The Shape of Things Neil LaBute

The Shape of Things Neil LaBute
Neil LaBute's films often feel like experiments rather than stories; he questions the moral content and ambiguity of relationships, the implications of minor infractions and large deceits. No one is innocent when it comes to personal power struggles. Basically, a group of friends are about to treat each other like shit. The Shape of Things is only partially successful as a film but it does work as a LaBute experiment; it leaves you feeling slimed but intrigued.

Shy, dumpy English major Adam (Paul Rudd) falls for art student Evelyn (Rachel Weisz), who quickly sets about altering our hero into a more palatable boyfriend. As Adam transforms — loses weight, gains some self-confidence — into a new man, his friends, Phillip (Fred Weller) and his fiancée Jenny (Gretchen Mol), change as well. At first they merely react to the new Adam, but it doesn't take long for their relationship to suffer. These characters aren't fleshed out — they are stereotypes: the college co-ed, the academic, the frat boy, the art student. The truth is hidden in the story somewhere but (as Evelyn points out several times) no one wants to see the "real thing." The Shape of Things was originally produced as a play and it still feels like one — the actors read their lines theatre-style, as if they were projecting to the back row. The scenes have very simple blocking and as they dissolve from one to the next you can practically see lights raising and falling on stage. It's reminiscent of Mamet's Sexual Perversity in Chicago — caustically funny and painful to watch.
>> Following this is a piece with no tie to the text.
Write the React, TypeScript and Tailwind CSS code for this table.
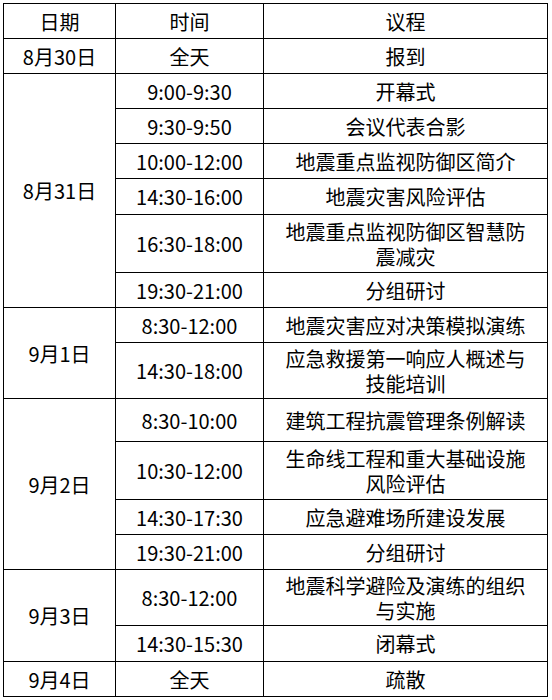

Evelyn is a pretty despicable character — and it would be difficult for any actor to portray her sympathetically — but Weisz's performance ensures we're just as likely to laugh at her. While Rudd and Mol are suitably charming and compassionate, Weisz is stiff and curt. Evelyn's "graduate thesis art project," the alteration of another human being, is the core of The Shape of Things. Unfortunately, Weisz's attempts at rounded American vowels are distracting and it's hard to take her seriously. She is, however, cute and that might just be LaBute's point. We are meant to ask ourselves if we are more attracted to the shape of things than the contents held within. (Alliance Atlantis)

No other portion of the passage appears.